Exposiciones
Antonio M. Xoubanova
Con una extensión de 1700 hectáreas, cinco veces mayor que el central Park de New York o el Hyde Park de Londres, la Casa de Campo es el mayor bosque de Madrid. Situada en un margen de la ciudad, frente al Palacio Real, fue propiedad de la realeza, que la usaba como coto de caza, hasta que durante la Segunda República el Estado la cedió al pueblo de Madrid. El 1 de mayo de 1931, 300.000 madrileños entraron en tromba para celebrarlo; fue la primera vez en la historia que el pueblo llano pisaba este recinto.Desde entonces, la Casa de Campo es un parque público.
Cerrado en su mayoría al tráfico rodado, el hábitat ofrece todo lo que una especie necesita para prosperar: tranquilidad, bosque donde esconderse, pequeña fauna -conejos- y agua, que brota de sus numerosas fuentes. Gracias a estas excelentes condiciones, en la actualidad el ecosistema de la Casa de Campo está poblado por una especie escurridiza y difícil de observar que trataremos de describir a continuación.
Estos pobladores del bosque han sido descritos de muchas maneras, y los testimonios difieren. Hay informantes que refieren color translúcido, talla escasa y mirada torva, aunque en general los avistamientos han sido de espaldas y en huida, en impresiones fugaces e incompletas. Los escasos documentos fotográficos que existen no permiten tampoco sacar conclusiones generales. No se les conoce lenguaje, aunque debido a su naturaleza esquiva no es descartable que lo tengan y simplemente renuncien a utilizarlo con el extraño. Son de comportamiento desconfiado y a ser posible nunca se muestran. Sin embargo, casi siempre se puede concluir que ESTAN AHÍ. Esta sencilla estrategia de no ser vistos pero sin embargo imponer su presencia es lo que les ha garantizado la supervivencia, al igual que a muchas tribus aún ignotas del Amazonas brasileño.
En cuanto a su comportamiento social cotidiano, los habitantes de este bosque están mayoritariamente a lo suyo, que nadie sabe muy exactamente qué es, pero que tiene en apariencia profunda relación con lo ritual y místico. En general viven en grupos familiares pequeños, itinerantes y no emparentados entre sí, que en ocasiones se congregan para ciertos rituales de apareamiento, caza o cosas simplemente raras. Dada la escasez de información, tampoco se puede decir que sean buenas personas.
La amplitud del espacio, donde pueden encontrarse a varios kilómetros de distancia del próximo lugar habitado o carretera transitable, y sus múltiples recovecos, les permite desarrollar sus rituales con la tranquilidad que necesitan. Por el territorio se multiplican los restos, señales que reflejan una actividad espiritual difícil de interpretar. Para el investigador, el transeúnte o el intruso, el hallazgo arqueológico indica siempre lo mismo: alguien estuvo aquí, alguien hizo esto. Aquí ocurren cosas.

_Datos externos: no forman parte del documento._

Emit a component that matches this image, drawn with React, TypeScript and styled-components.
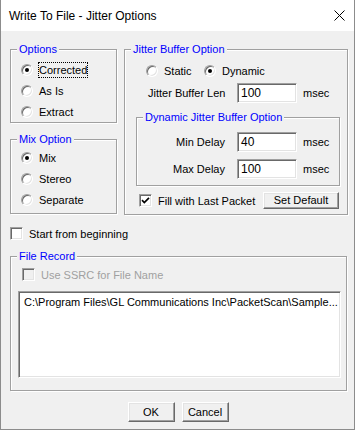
import styled, { createGlobalStyle, css } from "styled-components"

const GlobalStyle = createGlobalStyle`
  html, body {
    margin: 0;
    padding: 0;
    background: #f0f0f0;
  }
  * {
    box-sizing: border-box;
  }
`

const Window = styled.div`
  width: 355px;
  height: 430px;
  display: flex;
  flex-direction: column;
  background: #f0f0f0;
  border: 1px solid #8c8c8c;
  border-top: none;
  font-family: "Liberation Sans", Arial, sans-serif;
  font-size: 11px;
  color: #000;
`

const TitleBar = styled.div`
  height: 31px;
  flex: none;
  display: flex;
  align-items: center;
  justify-content: space-between;
  padding: 0 9px 0 8px;
  background: #fff;
  font-size: 12px;
`

const Body = styled.div`
  flex: 1;
  display: flex;
  flex-direction: column;
  padding: 18px 6px 0 9px;
`

const TopRow = styled.div`
  display: flex;
  align-items: flex-start;
  gap: 7px;
`

const Column = styled.div`
  display: flex;
  flex-direction: column;
`

const GroupBox = styled.div<{ $w: number; $h: number; $mt?: number; $ml?: number; $pt?: number; $pl?: number }>`
  position: relative;
  flex: none;
  width: ${({ $w }) => $w}px;
  height: ${({ $h }) => $h}px;
  margin-top: ${({ $mt }) => $mt || 0}px;
  margin-left: ${({ $ml }) => $ml || 0}px;
  padding-top: ${({ $pt }) => $pt || 0}px;
  padding-left: ${({ $pl }) => $pl || 0}px;
  border: 1px solid #a0a0a0;
  box-shadow: inset 1px 1px 0 #fff, 1px 1px 0 #fff;
  display: flex;
  flex-direction: column;
`

const Legend = styled.span`
  position: absolute;
  top: -7px;
  left: 6px;
  padding: 0 2px;
  line-height: 13px;
  background: #f0f0f0;
  color: #0000ff;
  white-space: nowrap;
`

const Row = styled.div<{ $h?: number; $mt?: number; $pl?: number }>`
  display: flex;
  align-items: center;
  height: ${({ $h }) => $h || 21}px;
  margin-top: ${({ $mt }) => $mt || 0}px;
  padding-left: ${({ $pl }) => $pl || 0}px;
  white-space: nowrap;
`

const Choice = styled.label<{ $w?: number }>`
  display: flex;
  align-items: center;
  gap: 5px;
  ${({ $w }) =>
    $w &&
    css`
      width: ${$w}px;
    `}
`

const RadioCircle = styled.span<{ $checked?: boolean }>`
  position: relative;
  flex: none;
  width: 12px;
  height: 12px;
  border-radius: 50%;
  background: #fff;
  border: 1px solid;
  border-color: #a0a0a0 #fff #fff #a0a0a0;
  box-shadow: inset 1px 1px 0 #696969, inset -1px -1px 0 #e3e3e3;

  ${({ $checked }) =>
    $checked &&
    css`
      &::after {
        content: "";
        position: absolute;
        left: 3px;
        top: 3px;
        width: 4px;
        height: 4px;
        border-radius: 50%;
        background: #000;
      }
    `}
`

const Caption = styled.span<{ $focus?: boolean; $disabled?: boolean }>`
  padding: 1px;
  line-height: 14px;
  color: ${({ $disabled }) => ($disabled ? "#a0a0a0" : "#000")};
  ${({ $focus }) =>
    $focus &&
    css`
      outline: 1px dotted #000;
      outline-offset: -1px;
    `}
`

const CheckBox = styled.span<{ $disabled?: boolean }>`
  flex: none;
  width: 13px;
  height: 13px;
  display: flex;
  align-items: center;
  justify-content: center;
  background: ${({ $disabled }) => ($disabled ? "#f0f0f0" : "#fff")};
  border: 1px solid;
  border-color: #a0a0a0 #fff #fff #a0a0a0;
  box-shadow: inset 1px 1px 0 #696969, inset -1px -1px 0 #e3e3e3;
`

const FieldLabel = styled.span<{ $w: number; $right?: boolean }>`
  width: ${({ $w }) => $w}px;
  flex: none;
  text-align: ${({ $right }) => ($right ? "right" : "left")};
  padding-right: ${({ $right }) => ($right ? 12 : 0)}px;
`

const TextBox = styled.div`
  flex: none;
  width: 60px;
  height: 20px;
  display: flex;
  align-items: center;
  padding-left: 3px;
  background: #fff;
  border: 1px solid;
  border-color: #a0a0a0 #fff #fff #a0a0a0;
  box-shadow: inset 1px 1px 0 #696969, inset -1px -1px 0 #e3e3e3;
  font-size: 12px;
`

const Unit = styled.span`
  margin-left: 6px;
`

const Button = styled.button<{ $w: number; $h: number }>`
  flex: none;
  width: ${({ $w }) => $w}px;
  height: ${({ $h }) => $h}px;
  padding: 0;
  background: #f0f0f0;
  border: 1px solid;
  border-color: #fff #696969 #696969 #fff;
  box-shadow: inset -1px -1px 0 #a0a0a0, inset 1px 1px 0 #e3e3e3;
  font-family: "Liberation Sans", Arial, sans-serif;
  font-size: 11px;
  color: #000;
  line-height: 1;
`

const ListBox = styled.div`
  width: 323px;
  height: 87px;
  margin: 10px 0 0 7px;
  padding: 3px 5px;
  background: #fff;
  border: 1px solid;
  border-color: #a0a0a0 #fff #fff #a0a0a0;
  box-shadow: inset 1px 1px 0 #696969, inset -1px -1px 0 #e3e3e3;
  line-height: 14px;
  white-space: nowrap;
`

const ButtonRow = styled.div`
  display: flex;
  justify-content: center;
  gap: 7px;
  margin-top: 11px;
  padding-right: 2px;
`

const Check = () => (
  <svg width="9" height="9" viewBox="0 0 9 9">
    <path d="M1 4.2 L3.3 6.5 L8 1.8" fill="none" stroke="#000" strokeWidth="1.7" />
  </svg>
)

const CloseIcon = () => (
  <svg width="11" height="11" viewBox="0 0 11 11">
    <path d="M0.5 0.5 L10.5 10.5 M10.5 0.5 L0.5 10.5" stroke="#000" strokeWidth="1" />
  </svg>
)

const Radio = ({ label, checked, focus, w }: { label: string; checked?: boolean; focus?: boolean; w?: number }) => (
  <Choice $w={w}>
    <RadioCircle $checked={checked} />
    <Caption $focus={focus}>{label}</Caption>
  </Choice>
)

const App = () => {
  return (
    <>
      <GlobalStyle />
      <Window>
        <TitleBar>
          <span>Write To File - Jitter Options</span>
          <CloseIcon />
        </TitleBar>
        <Body>
          <TopRow>
            <Column>
              <GroupBox $w={107} $h={74} $pt={9} $pl={10}>
                <Legend>Options</Legend>
                <Row><Radio label="Corrected" checked focus /></Row>
                <Row><Radio label="As Is" /></Row>
                <Row><Radio label="Extract" /></Row>
              </GroupBox>
              <GroupBox $w={107} $h={75} $mt={16} $pt={7} $pl={10}>
                <Legend>Mix Option</Legend>
                <Row><Radio label="Mix" checked /></Row>
                <Row><Radio label="Stereo" /></Row>
                <Row><Radio label="Separate" /></Row>
              </GroupBox>
            </Column>

            <GroupBox $w={224} $h={166} $pt={10}>
              <Legend>Jitter Buffer Option</Legend>
              <Row $pl={21}>
                <Radio label="Static" w={58} />
                <Radio label="Dynamic" checked />
              </Row>
              <Row $h={20} $mt={2} $pl={23}>
                <FieldLabel $w={89}>Jitter Buffer Len</FieldLabel>
                <TextBox>100</TextBox>
                <Unit>msec</Unit>
              </Row>

              <GroupBox $w={204} $h={69} $mt={14} $ml={11} $pt={14}>
                <Legend>Dynamic Jitter Buffer Option</Legend>
                <Row $h={20}>
                  <FieldLabel $w={100} $right>Min Delay</FieldLabel>
                  <TextBox>40</TextBox>
                  <Unit>msec</Unit>
                </Row>
                <Row $h={20} $mt={7}>
                  <FieldLabel $w={100} $right>Max Delay</FieldLabel>
                  <TextBox>100</TextBox>
                  <Unit>msec</Unit>
                </Row>
              </GroupBox>

              <Row $h={17} $mt={6} $pl={14}>
                <Choice $w={124}>
                  <CheckBox><Check /></CheckBox>
                  <Caption>Fill with Last Packet</Caption>
                </Choice>
                <Button $w={76} $h={17}>Set Default</Button>
              </Row>
            </GroupBox>
          </TopRow>

          <Row $h={13} $mt={12}>
            <Choice>
              <CheckBox />
              <Caption>Start from beginning</Caption>
            </Choice>
          </Row>

          <GroupBox $w={337} $h={135} $mt={16} $pt={11}>
            <Legend>File Record</Legend>
            <Row $h={13} $pl={11}>
              <Choice>
                <CheckBox $disabled />
                <Caption $disabled>Use SSRC for File Name</Caption>
              </Choice>
            </Row>
            <ListBox>
              {"C:\\Program Files\\GL Communications Inc\\PacketScan\\Sample..."}
            </ListBox>
          </GroupBox>

          <ButtonRow>
            <Button $w={47} $h={20}>OK</Button>
            <Button $w={47} $h={20}>Cancel</Button>
          </ButtonRow>
        </Body>
      </Window>
    </>
  )
}

export default App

Es importante comprender la naturaleza dimensional de estos seres: cada individuo translúcido que habita la Casa de Campo es en realidad la parte oscura, incierta y libre de un madrileño; el resto de la persona vive en Madrid una vida normal de perfil bajo como administrador de sistemas o guardia de seguridad, y se disgrega o reunifica con su lado oscuro mediante el transporte público, en general el metro.

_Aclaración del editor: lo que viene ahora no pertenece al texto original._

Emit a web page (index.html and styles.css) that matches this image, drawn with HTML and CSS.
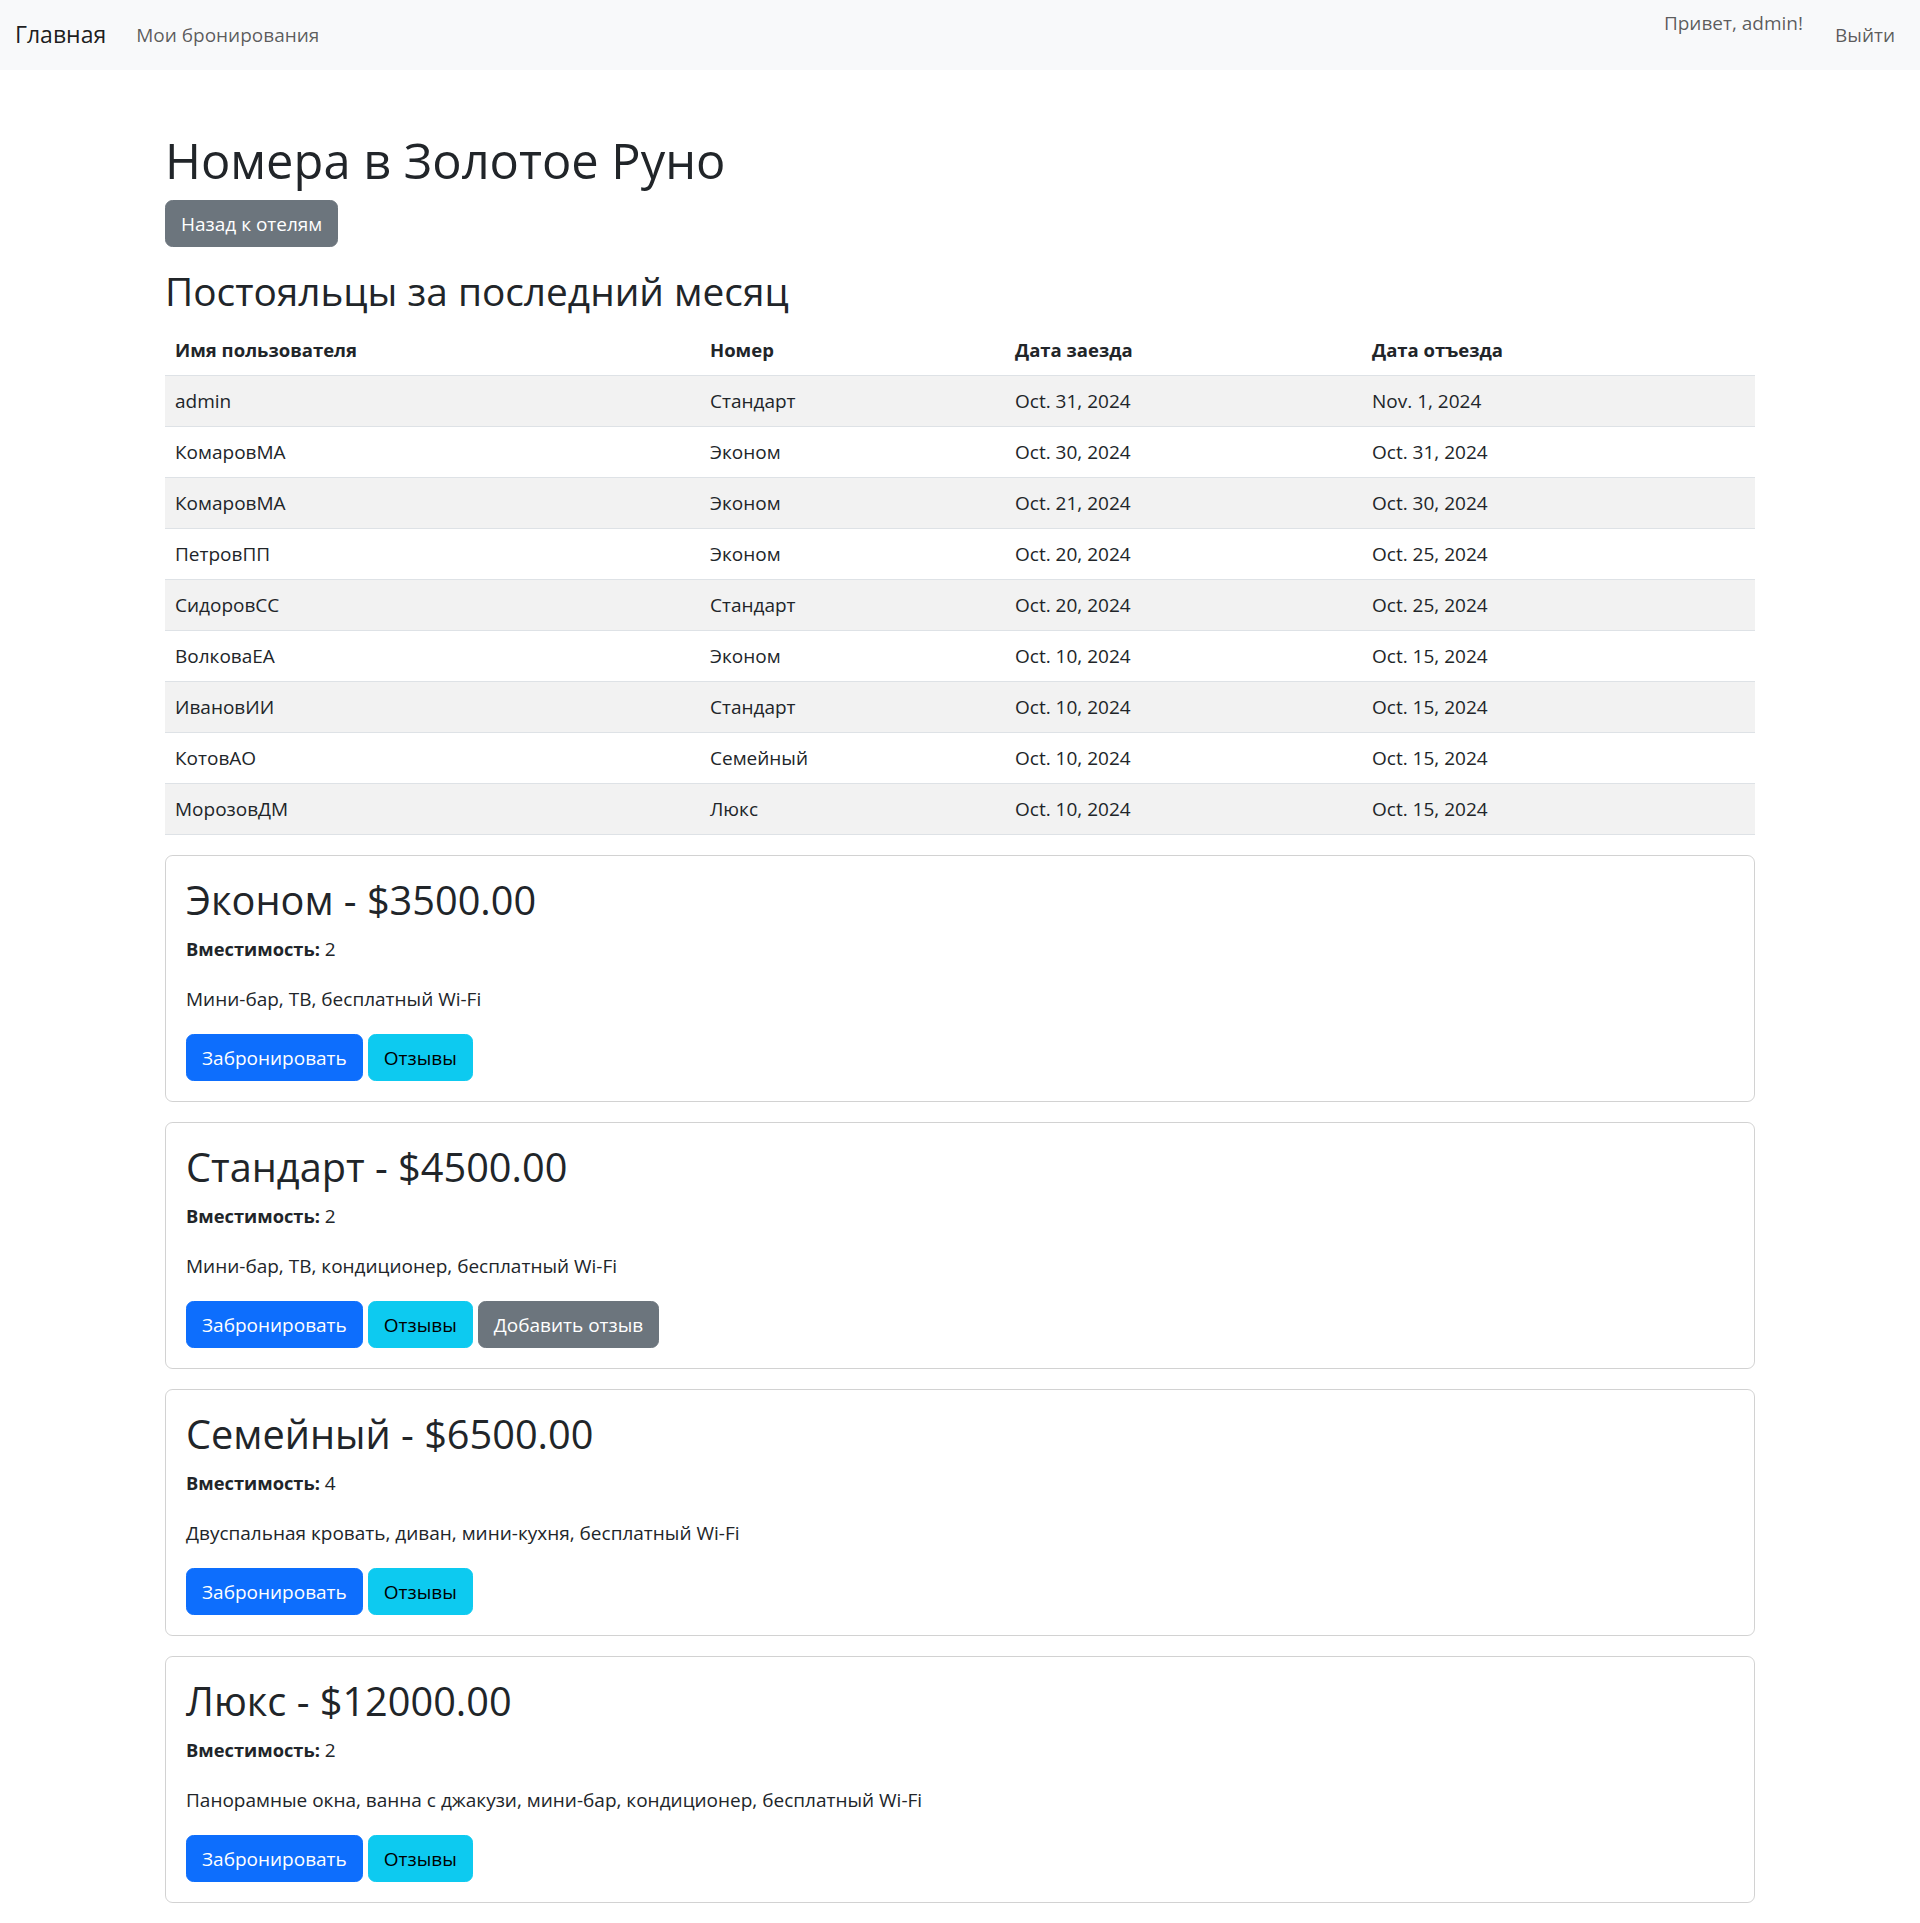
FILE: index.html
```html
<!DOCTYPE html>
<html lang="ru">
<head>
<meta charset="utf-8">
<title>Номера в Золотое Руно</title>
<link rel="stylesheet" href="styles.css">
</head>
<body>
<nav class="navbar">
  <div class="nav-left">
    <a class="brand" href="#">Главная</a>
    <a class="nav-link" href="#">Мои бронирования</a>
  </div>
  <div class="nav-right">
    <span class="navbar-text">Привет, admin!</span>
    <a class="nav-link" href="#">Выйти</a>
  </div>
</nav>
<main class="container">
  <h1 class="page-title">Номера в Золотое Руно</h1>
  <a class="btn btn-secondary" href="#">Назад к отелям</a>
  <h2 class="section-title">Постояльцы за последний месяц</h2>
  <table class="table">
    <colgroup>
      <col class="c1"><col class="c2"><col class="c3"><col class="c4">
    </colgroup>
    <thead>
      <tr><th>Имя пользователя</th><th>Номер</th><th>Дата заезда</th><th>Дата отъезда</th></tr>
    </thead>
    <tbody>
      <tr><td>admin</td><td>Стандарт</td><td>Oct. 31, 2024</td><td>Nov. 1, 2024</td></tr>
      <tr><td>КомаровМА</td><td>Эконом</td><td>Oct. 30, 2024</td><td>Oct. 31, 2024</td></tr>
      <tr><td>КомаровМА</td><td>Эконом</td><td>Oct. 21, 2024</td><td>Oct. 30, 2024</td></tr>
      <tr><td>ПетровПП</td><td>Эконом</td><td>Oct. 20, 2024</td><td>Oct. 25, 2024</td></tr>
      <tr><td>СидоровСС</td><td>Стандарт</td><td>Oct. 20, 2024</td><td>Oct. 25, 2024</td></tr>
      <tr><td>ВолковаЕА</td><td>Эконом</td><td>Oct. 10, 2024</td><td>Oct. 15, 2024</td></tr>
      <tr><td>ИвановИИ</td><td>Стандарт</td><td>Oct. 10, 2024</td><td>Oct. 15, 2024</td></tr>
      <tr><td>КотовАО</td><td>Семейный</td><td>Oct. 10, 2024</td><td>Oct. 15, 2024</td></tr>
      <tr><td>МорозовДМ</td><td>Люкс</td><td>Oct. 10, 2024</td><td>Oct. 15, 2024</td></tr>
    </tbody>
  </table>

  <div class="card">
    <div class="card-body">
      <h2 class="card-title">Эконом - $3500.00</h2>
      <p><strong>Вместимость:</strong> 2</p>
      <p>Мини-бар, ТВ, бесплатный Wi-Fi</p>
      <div class="actions">
        <a class="btn btn-primary" href="#">Забронировать</a>
        <a class="btn btn-info" href="#">Отзывы</a>
      </div>
    </div>
  </div>

  <div class="card">
    <div class="card-body">
      <h2 class="card-title">Стандарт - $4500.00</h2>
      <p><strong>Вместимость:</strong> 2</p>
      <p>Мини-бар, ТВ, кондиционер, бесплатный Wi-Fi</p>
      <div class="actions">
        <a class="btn btn-primary" href="#">Забронировать</a>
        <a class="btn btn-info" href="#">Отзывы</a>
        <a class="btn btn-secondary" href="#">Добавить отзыв</a>
      </div>
    </div>
  </div>

  <div class="card">
    <div class="card-body">
      <h2 class="card-title">Семейный - $6500.00</h2>
      <p><strong>Вместимость:</strong> 4</p>
      <p>Двуспальная кровать, диван, мини-кухня, бесплатный Wi-Fi</p>
      <div class="actions">
        <a class="btn btn-primary" href="#">Забронировать</a>
        <a class="btn btn-info" href="#">Отзывы</a>
      </div>
    </div>
  </div>

  <div class="card">
    <div class="card-body">
      <h2 class="card-title">Люкс - $12000.00</h2>
      <p><strong>Вместимость:</strong> 2</p>
      <p>Панорамные окна, ванна с джакузи, мини-бар, кондиционер, бесплатный Wi-Fi</p>
      <div class="actions">
        <a class="btn btn-primary" href="#">Забронировать</a>
        <a class="btn btn-info" href="#">Отзывы</a>
      </div>
    </div>
  </div>
</main>
</body>
</html>
```

FILE: styles.css
```css
* { box-sizing: border-box; }
html, body { margin: 0; padding: 0; }
body {
  font-family: "Segoe UI", "Open Sans", "Noto Sans", sans-serif;
  font-size: 19px;
  line-height: 30px;
  color: #212529;
  background: #fff;
}
a { text-decoration: none; }
strong { font-size: 18.3px; font-weight: 700; }

.navbar {
  background: #f8f9fa;
  height: 70px;
  padding: 10px 15px;
  display: flex;
  justify-content: space-between;
}
.nav-left { display: flex; align-items: center; }
.nav-right { display: flex; align-items: flex-start; }
.brand {
  font-size: 23px;
  line-height: 37.5px;
  color: rgba(0,0,0,.9);
  margin-right: 20px;
  padding: 6px 0;
}
.nav-link {
  color: rgba(0,0,0,.65);
  padding: 10px;
  line-height: 30px;
  display: block;
}
.navbar-text {
  color: rgba(0,0,0,.65);
  line-height: 30px;
  margin-top: -2px;
  margin-right: 22px;
}

.container {
  width: 1590px;
  margin: 60px auto 0;
}
.page-title {
  font-size: 48.8px;
  line-height: 60px;
  font-weight: 500;
  margin: 0 0 10px;
}
.section-title {
  font-size: 38.8px;
  line-height: 48px;
  font-weight: 500;
  margin: 20px 0 10px;
}

.btn {
  display: inline-block;
  font-size: 19px;
  line-height: 30px;
  padding: 7.5px 15px;
  border: 1.25px solid transparent;
  border-radius: 7.5px;
  vertical-align: middle;
}
.btn-primary { background: #0d6efd; border-color: #0d6efd; color: #fff; }
.btn-info { background: #0dcaf0; border-color: #0dcaf0; color: #000; }
.btn-secondary { background: #6c757d; border-color: #6c757d; color: #fff; }

.table {
  width: 100%;
  border-collapse: collapse;
  table-layout: fixed;
  margin-bottom: 20px;
}
.c1 { width: 535px; }
.c2 { width: 305px; }
.c3 { width: 357px; }
.c4 { width: 393px; }
.table th, .table td {
  text-align: left;
  padding: 10px;
  border-bottom: 1px solid #dee2e6;
  line-height: 30px;
}
.table th { font-weight: 700; font-size: 18.5px; }
.table tbody tr:nth-child(odd) td { background: #f2f2f2; }

.card {
  border: 1px solid rgba(0,0,0,.175);
  border-radius: 7.5px;
  margin-bottom: 20px;
}
.card-body { padding: 20px; }
.card-title {
  font-size: 39.7px;
  line-height: 48px;
  font-weight: 500;
  margin: 0 0 10px;
}
.card-body p { margin: 0 0 20px; }
.actions { display: flex; gap: 5px; }
```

Hay cosas que uno tiene que hacer solo y al aire libre. No vamos aquí a decir cuáles: cada cual tiene las suyas. Para poder existir, los seres de este bosque necesitan de una zona de penumbra social que permite la interacción con otros individuos, al modo de un cine, quizás porno. El hábitat es óptimo para ello: un espacio natural que no está desierto pero al mismo tiempo está lo suficientemente alejado de la autoridad y sobre todo de la gente. En la Gran Vía no te pueden violar, ni seguramente en el Himalaya. Aquí sí, y esa es la condición para la proliferación de esta especie. En 1800, entrar a la Casa de Campo estaba castigado con 200 azotes, y algo hay todavía de eso. El habitante de la Casa de Campo, como se ha desprendido ya de su parte vulnerable, no teme andar solo por un bosque. Aun corriendo el mismo peligro, lo que diferencia a la fiera del bosque del viajero que teme adentrarse en él, es precisamente eso: la falta de miedo.
Dicen que las almas de los recién difuntos pasan por el Cerro Garabitas antes de abandonar Madrid. Sin embargo, algunos deciden quedarse, o quizás no toman nunca la decisión y se quedan cual mendigos en la estación de autobuses, que al principio pedían para el billete y después ya no saben para qué pedían, y deambulan eternamente por el purgatorio de la Casa de Campo.
Todo lo que quieren es que los dejen en paz.